Model Inventory
Last reviewed April 2026
A regulator asks how many AI models your institution has in production. The CRO says twelve. The CTO says forty. The data science team says somewhere between twenty and sixty, depending on how you define "model." If your institution cannot answer this question with confidence, you do not have a model inventory, and you cannot govern what you cannot see.
What is a model inventory?
A model inventory is a centralised register of every model deployed within an institution, including its purpose, owner, validation status, data sources, performance metrics, and risk classification. In financial services, models include statistical models, machine learning models, actuarial models, pricing models, and increasingly, large language model applications. The inventory is the foundation of model risk management: without it, governance, monitoring, and validation cannot function systematically.
The PRA's SS1/23 requires banks to maintain a comprehensive inventory of all models in use. "In use" includes models in production, models under development, and models recently retired. Each entry must record the model's purpose, its materiality tier, its validation status, its last review date, and its owner. The inventory is not a static document. It is a living register that must be updated as models are deployed, modified, or retired.
The practical challenge is that models proliferate faster than governance can track them. A data scientist builds a prototype in a notebook. It works well enough that someone deploys it to a production server. Nobody registers it in the inventory. Over time, the institution accumulates "shadow models" that operate in production without governance, validation, or monitoring. Every institution that has conducted a model discovery exercise has found more models than it expected.
The landscape
SS1/23 is explicit: the model inventory must be comprehensive. It must include all models, not just the ones the model risk management team knows about. Supervisory reviews increasingly test this comprehensiveness by asking about specific use cases and checking whether the supporting model appears in the inventory. Gaps attract scrutiny.
The EU AI Act's high-risk classification framework adds a new dimension. Institutions must identify which AI systems fall within the high-risk category and ensure they meet enhanced requirements. The model inventory must capture not just what the model does, but its risk classification under both SS1/23 materiality tiers and EU AI Act risk categories.
LLM applications complicate the inventory. A traditional ML model is a defined artefact: a trained model file with known inputs and outputs. An LLM application may be a prompt template, a retrieval-augmented generation pipeline, or a fine-tuned model. Defining what constitutes a "model" for inventory purposes when the boundary between configuration and model is blurred requires clear policy decisions that most institutions have not yet made.
How AI changes this
Automated model discovery scans production environments to identify deployed models that may not be registered in the inventory. By monitoring API endpoints, container registries, and inference logs, discovery tools identify applications that exhibit model-like behaviour (receiving inputs and producing predictions or classifications) and flag them for governance review. This catches shadow models that manual processes miss.
Metadata extraction automates the population of inventory fields. Rather than relying on model developers to manually document their model's characteristics, automated tools extract information from code repositories, experiment tracking systems, and deployment configurations. Training data sources, feature lists, hyperparameters, and deployment infrastructure are captured automatically, reducing the documentation burden and improving completeness.
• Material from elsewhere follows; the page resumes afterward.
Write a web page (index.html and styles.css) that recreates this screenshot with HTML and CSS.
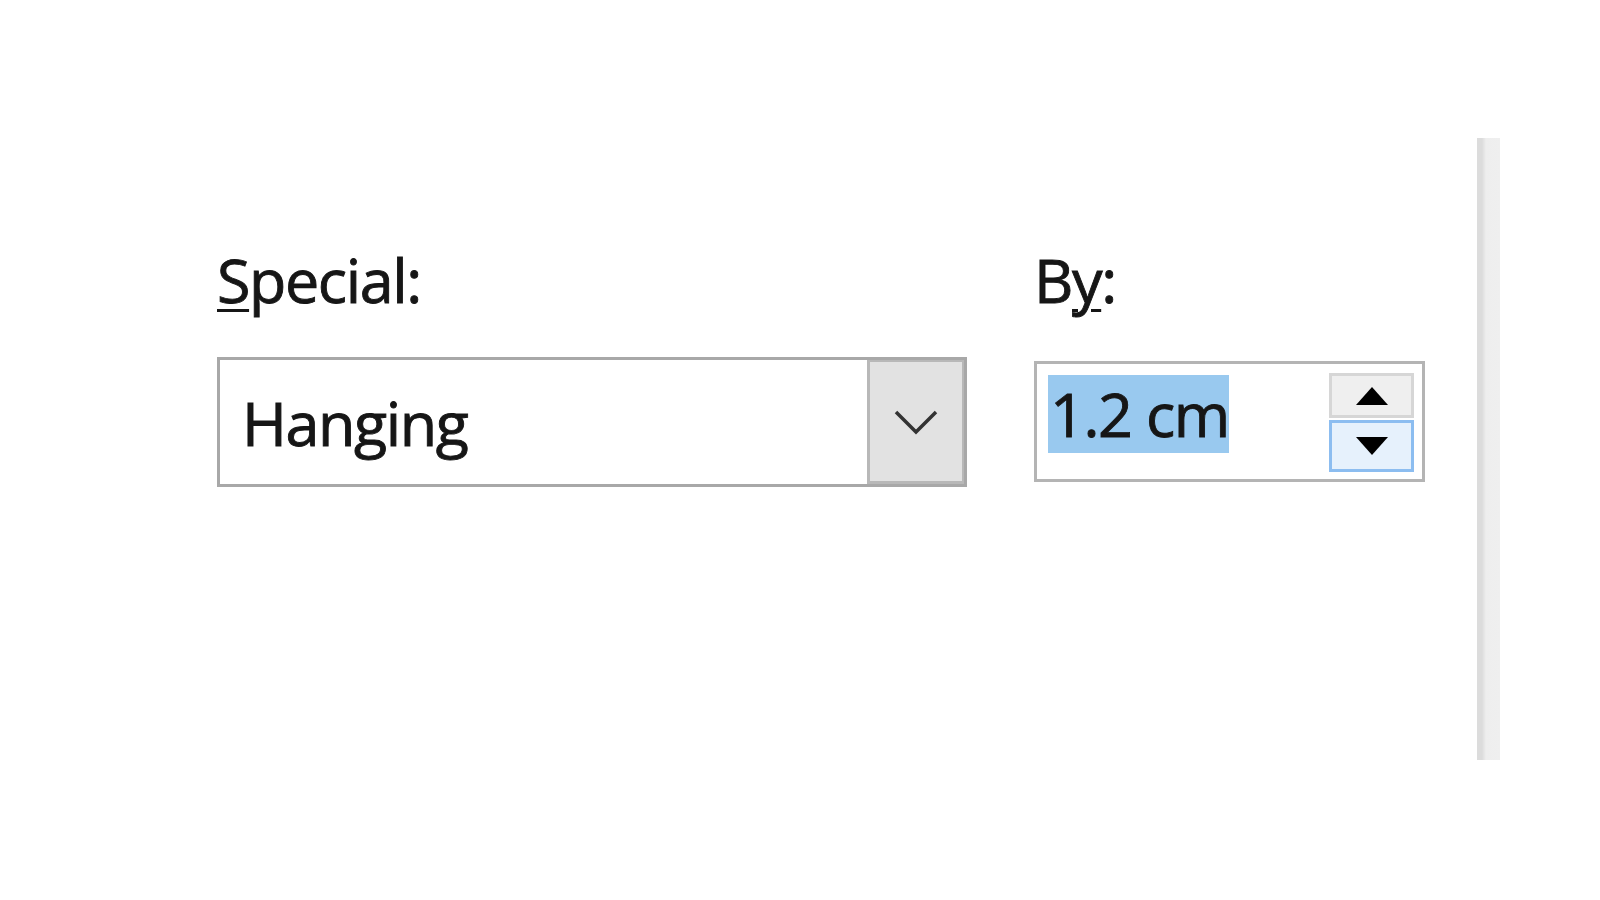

Risk-based tiering uses the inventory metadata to classify models by materiality. A model that makes credit decisions affecting millions of customers is higher risk than a model that optimises internal email routing. Automated tiering ensures that governance effort is proportional to risk, directing intensive validation and monitoring to the models that matter most while applying lighter-touch governance to low-risk applications.
What to know before you start
Define what counts as a "model" before building the inventory. If you include every spreadsheet with a formula, the inventory will be unmanageable. If you exclude LLM applications because they are "just prompts," you will miss a growing category of AI risk. A practical definition covers any system that produces outputs used to inform or automate decisions, where those outputs depend on learned patterns or statistical relationships. Publish the definition and apply it consistently.
Run a discovery exercise before declaring the inventory complete. Ask each business unit, technology team, and data science team to declare any models they use. Cross-reference against deployment infrastructure. The discovery will surface models that nobody thought to include: a pricing spreadsheet that uses regression, a vendor's API that includes an ML model, a prototype that became production without anyone noticing.
Assign an owner to every model in the inventory. The owner is accountable for the model's performance, governance, and lifecycle decisions. Without ownership, the inventory is a list. With ownership, it is a governance structure. The owner should be a business stakeholder who understands the model's purpose, not a technologist who understands its architecture. Both perspectives are needed, but business accountability drives action.
Start with the inventory itself, not with the tooling. A well-maintained spreadsheet is better than an empty model registry platform. Capture the essential fields: model name, purpose, owner, risk tier, validation status, last review date, and data sources. Build the MLOps automation around the inventory once the inventory exists and the governance process is established.